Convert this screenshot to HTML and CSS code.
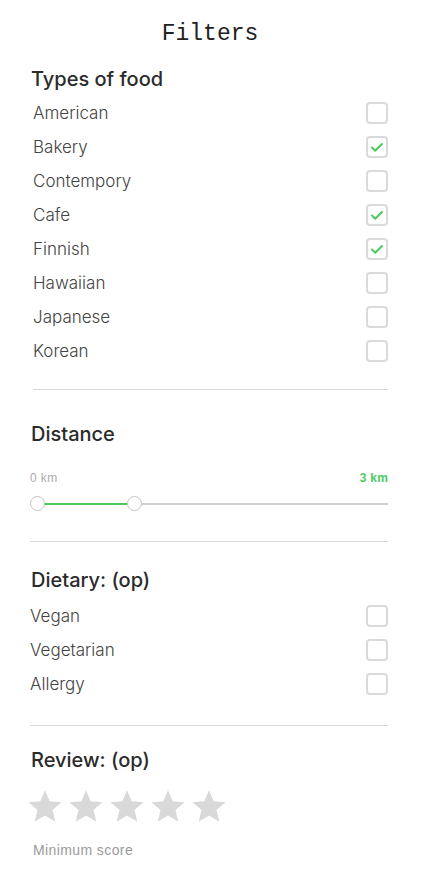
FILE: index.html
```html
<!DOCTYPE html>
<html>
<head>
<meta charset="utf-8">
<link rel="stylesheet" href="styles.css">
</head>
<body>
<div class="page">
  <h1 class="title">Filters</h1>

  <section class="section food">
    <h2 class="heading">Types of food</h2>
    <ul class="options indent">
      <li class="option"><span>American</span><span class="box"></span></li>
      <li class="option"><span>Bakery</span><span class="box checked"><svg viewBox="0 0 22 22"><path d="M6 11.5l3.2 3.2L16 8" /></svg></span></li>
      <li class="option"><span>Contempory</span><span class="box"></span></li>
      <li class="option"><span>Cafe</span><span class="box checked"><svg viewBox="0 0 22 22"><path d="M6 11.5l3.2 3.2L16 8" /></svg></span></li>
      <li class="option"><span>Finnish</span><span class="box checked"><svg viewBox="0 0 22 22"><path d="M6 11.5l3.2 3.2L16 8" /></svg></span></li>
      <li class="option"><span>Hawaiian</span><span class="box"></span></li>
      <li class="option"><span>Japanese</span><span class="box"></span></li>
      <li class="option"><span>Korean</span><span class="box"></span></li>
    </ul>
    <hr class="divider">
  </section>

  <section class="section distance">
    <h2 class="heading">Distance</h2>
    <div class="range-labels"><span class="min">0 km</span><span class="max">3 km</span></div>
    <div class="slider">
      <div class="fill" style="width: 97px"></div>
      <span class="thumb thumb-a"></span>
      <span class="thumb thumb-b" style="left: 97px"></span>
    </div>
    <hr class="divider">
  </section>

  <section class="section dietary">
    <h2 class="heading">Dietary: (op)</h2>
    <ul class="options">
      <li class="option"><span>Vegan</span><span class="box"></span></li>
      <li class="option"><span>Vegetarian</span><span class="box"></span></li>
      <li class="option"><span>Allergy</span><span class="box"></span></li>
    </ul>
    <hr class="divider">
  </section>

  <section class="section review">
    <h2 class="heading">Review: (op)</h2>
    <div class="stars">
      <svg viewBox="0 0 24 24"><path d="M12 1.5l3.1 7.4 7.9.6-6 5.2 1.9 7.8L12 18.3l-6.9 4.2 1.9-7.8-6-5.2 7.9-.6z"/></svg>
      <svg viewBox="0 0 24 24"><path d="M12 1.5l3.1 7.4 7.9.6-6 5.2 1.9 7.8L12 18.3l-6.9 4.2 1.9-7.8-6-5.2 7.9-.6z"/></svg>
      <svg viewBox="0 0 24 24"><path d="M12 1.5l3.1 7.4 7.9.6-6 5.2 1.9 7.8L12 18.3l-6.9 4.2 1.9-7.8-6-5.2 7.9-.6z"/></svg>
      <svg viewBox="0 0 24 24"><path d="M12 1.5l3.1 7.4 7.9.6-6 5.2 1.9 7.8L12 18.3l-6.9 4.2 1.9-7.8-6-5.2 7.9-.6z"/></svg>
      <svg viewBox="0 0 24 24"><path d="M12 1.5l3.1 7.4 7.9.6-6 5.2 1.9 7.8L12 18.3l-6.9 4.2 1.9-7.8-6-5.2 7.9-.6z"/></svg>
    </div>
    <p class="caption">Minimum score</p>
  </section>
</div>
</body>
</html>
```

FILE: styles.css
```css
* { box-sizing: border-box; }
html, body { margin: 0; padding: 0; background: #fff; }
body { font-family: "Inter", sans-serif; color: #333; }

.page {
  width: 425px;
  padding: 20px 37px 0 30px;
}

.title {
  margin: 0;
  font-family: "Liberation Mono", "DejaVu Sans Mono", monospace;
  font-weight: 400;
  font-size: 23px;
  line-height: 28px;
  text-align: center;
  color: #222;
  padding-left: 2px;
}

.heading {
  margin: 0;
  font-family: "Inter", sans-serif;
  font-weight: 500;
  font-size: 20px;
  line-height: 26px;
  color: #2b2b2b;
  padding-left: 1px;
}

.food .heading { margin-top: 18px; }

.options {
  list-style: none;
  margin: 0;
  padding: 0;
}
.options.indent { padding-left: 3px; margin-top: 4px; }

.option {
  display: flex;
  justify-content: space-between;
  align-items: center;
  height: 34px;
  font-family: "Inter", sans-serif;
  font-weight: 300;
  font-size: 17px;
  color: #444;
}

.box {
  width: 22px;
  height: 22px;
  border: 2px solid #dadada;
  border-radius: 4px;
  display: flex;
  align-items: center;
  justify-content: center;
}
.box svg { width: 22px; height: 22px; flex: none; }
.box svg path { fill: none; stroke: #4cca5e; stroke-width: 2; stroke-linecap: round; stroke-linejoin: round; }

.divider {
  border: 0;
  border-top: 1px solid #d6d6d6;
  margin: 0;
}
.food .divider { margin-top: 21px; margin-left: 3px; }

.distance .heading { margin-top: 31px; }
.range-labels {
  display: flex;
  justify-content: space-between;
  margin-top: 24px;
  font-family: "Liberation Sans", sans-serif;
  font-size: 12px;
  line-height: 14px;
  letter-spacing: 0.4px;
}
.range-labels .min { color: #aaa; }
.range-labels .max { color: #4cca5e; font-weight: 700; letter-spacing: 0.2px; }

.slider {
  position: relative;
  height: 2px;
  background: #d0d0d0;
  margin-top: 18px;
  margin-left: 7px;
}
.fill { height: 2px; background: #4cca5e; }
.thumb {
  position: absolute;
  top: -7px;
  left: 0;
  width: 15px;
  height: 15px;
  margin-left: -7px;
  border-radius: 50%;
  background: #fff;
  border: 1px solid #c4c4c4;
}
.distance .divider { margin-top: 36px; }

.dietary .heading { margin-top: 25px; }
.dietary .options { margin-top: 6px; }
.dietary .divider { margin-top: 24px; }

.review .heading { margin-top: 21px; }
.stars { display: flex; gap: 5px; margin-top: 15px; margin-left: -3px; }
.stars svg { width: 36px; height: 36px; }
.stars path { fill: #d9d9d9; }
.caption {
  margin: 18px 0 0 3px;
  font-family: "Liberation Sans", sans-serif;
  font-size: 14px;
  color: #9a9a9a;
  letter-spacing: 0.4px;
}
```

**AIM**
Images in the data above are to be skipped. Retype all other material exactly.

**RESPONSE TO THIS TASK**
Convert this screenshot to HTML and CSS code.
FILE: index.html
```html
<!DOCTYPE html>
<html>
<head>
<meta charset="utf-8">
<link rel="stylesheet" href="styles.css">
</head>
<body>
<div class="page">
  <h1 class="title">Filters</h1>

  <section class="section food">
    <h2 class="heading">Types of food</h2>
    <ul class="options indent">
      <li class="option"><span>American</span><span class="box"></span></li>
      <li class="option"><span>Bakery</span><span class="box checked"><svg viewBox="0 0 22 22"><path d="M6 11.5l3.2 3.2L16 8" /></svg></span></li>
      <li class="option"><span>Contempory</span><span class="box"></span></li>
      <li class="option"><span>Cafe</span><span class="box checked"><svg viewBox="0 0 22 22"><path d="M6 11.5l3.2 3.2L16 8" /></svg></span></li>
      <li class="option"><span>Finnish</span><span class="box checked"><svg viewBox="0 0 22 22"><path d="M6 11.5l3.2 3.2L16 8" /></svg></span></li>
      <li class="option"><span>Hawaiian</span><span class="box"></span></li>
      <li class="option"><span>Japanese</span><span class="box"></span></li>
      <li class="option"><span>Korean</span><span class="box"></span></li>
    </ul>
    <hr class="divider">
  </section>

  <section class="section distance">
    <h2 class="heading">Distance</h2>
    <div class="range-labels"><span class="min">0 km</span><span class="max">3 km</span></div>
    <div class="slider">
      <div class="fill" style="width: 97px"></div>
      <span class="thumb thumb-a"></span>
      <span class="thumb thumb-b" style="left: 97px"></span>
    </div>
    <hr class="divider">
  </section>

  <section class="section dietary">
    <h2 class="heading">Dietary: (op)</h2>
    <ul class="options">
      <li class="option"><span>Vegan</span><span class="box"></span></li>
      <li class="option"><span>Vegetarian</span><span class="box"></span></li>
      <li class="option"><span>Allergy</span><span class="box"></span></li>
    </ul>
    <hr class="divider">
  </section>

  <section class="section review">
    <h2 class="heading">Review: (op)</h2>
    <div class="stars">
      <svg viewBox="0 0 24 24"><path d="M12 1.5l3.1 7.4 7.9.6-6 5.2 1.9 7.8L12 18.3l-6.9 4.2 1.9-7.8-6-5.2 7.9-.6z"/></svg>
      <svg viewBox="0 0 24 24"><path d="M12 1.5l3.1 7.4 7.9.6-6 5.2 1.9 7.8L12 18.3l-6.9 4.2 1.9-7.8-6-5.2 7.9-.6z"/></svg>
      <svg viewBox="0 0 24 24"><path d="M12 1.5l3.1 7.4 7.9.6-6 5.2 1.9 7.8L12 18.3l-6.9 4.2 1.9-7.8-6-5.2 7.9-.6z"/></svg>
      <svg viewBox="0 0 24 24"><path d="M12 1.5l3.1 7.4 7.9.6-6 5.2 1.9 7.8L12 18.3l-6.9 4.2 1.9-7.8-6-5.2 7.9-.6z"/></svg>
      <svg viewBox="0 0 24 24"><path d="M12 1.5l3.1 7.4 7.9.6-6 5.2 1.9 7.8L12 18.3l-6.9 4.2 1.9-7.8-6-5.2 7.9-.6z"/></svg>
    </div>
    <p class="caption">Minimum score</p>
  </section>
</div>
</body>
</html>
```

FILE: styles.css
```css
* { box-sizing: border-box; }
html, body { margin: 0; padding: 0; background: #fff; }
body { font-family: "Inter", sans-serif; color: #333; }

.page {
  width: 425px;
  padding: 20px 37px 0 30px;
}

.title {
  margin: 0;
  font-family: "Liberation Mono", "DejaVu Sans Mono", monospace;
  font-weight: 400;
  font-size: 23px;
  line-height: 28px;
  text-align: center;
  color: #222;
  padding-left: 2px;
}

.heading {
  margin: 0;
  font-family: "Inter", sans-serif;
  font-weight: 500;
  font-size: 20px;
  line-height: 26px;
  color: #2b2b2b;
  padding-left: 1px;
}

.food .heading { margin-top: 18px; }

.options {
  list-style: none;
  margin: 0;
  padding: 0;
}
.options.indent { padding-left: 3px; margin-top: 4px; }

.option {
  display: flex;
  justify-content: space-between;
  align-items: center;
  height: 34px;
  font-family: "Inter", sans-serif;
  font-weight: 300;
  font-size: 17px;
  color: #444;
}

.box {
  width: 22px;
  height: 22px;
  border: 2px solid #dadada;
  border-radius: 4px;
  display: flex;
  align-items: center;
  justify-content: center;
}
.box svg { width: 22px; height: 22px; flex: none; }
.box svg path { fill: none; stroke: #4cca5e; stroke-width: 2; stroke-linecap: round; stroke-linejoin: round; }

.divider {
  border: 0;
  border-top: 1px solid #d6d6d6;
  margin: 0;
}
.food .divider { margin-top: 21px; margin-left: 3px; }

.distance .heading { margin-top: 31px; }
.range-labels {
  display: flex;
  justify-content: space-between;
  margin-top: 24px;
  font-family: "Liberation Sans", sans-serif;
  font-size: 12px;
  line-height: 14px;
  letter-spacing: 0.4px;
}
.range-labels .min { color: #aaa; }
.range-labels .max { color: #4cca5e; font-weight: 700; letter-spacing: 0.2px; }

.slider {
  position: relative;
  height: 2px;
  background: #d0d0d0;
  margin-top: 18px;
  margin-left: 7px;
}
.fill { height: 2px; background: #4cca5e; }
.thumb {
  position: absolute;
  top: -7px;
  left: 0;
  width: 15px;
  height: 15px;
  margin-left: -7px;
  border-radius: 50%;
  background: #fff;
  border: 1px solid #c4c4c4;
}
.distance .divider { margin-top: 36px; }

.dietary .heading { margin-top: 25px; }
.dietary .options { margin-top: 6px; }
.dietary .divider { margin-top: 24px; }

.review .heading { margin-top: 21px; }
.stars { display: flex; gap: 5px; margin-top: 15px; margin-left: -3px; }
.stars svg { width: 36px; height: 36px; }
.stars path { fill: #d9d9d9; }
.caption {
  margin: 18px 0 0 3px;
  font-family: "Liberation Sans", sans-serif;
  font-size: 14px;
  color: #9a9a9a;
  letter-spacing: 0.4px;
}
```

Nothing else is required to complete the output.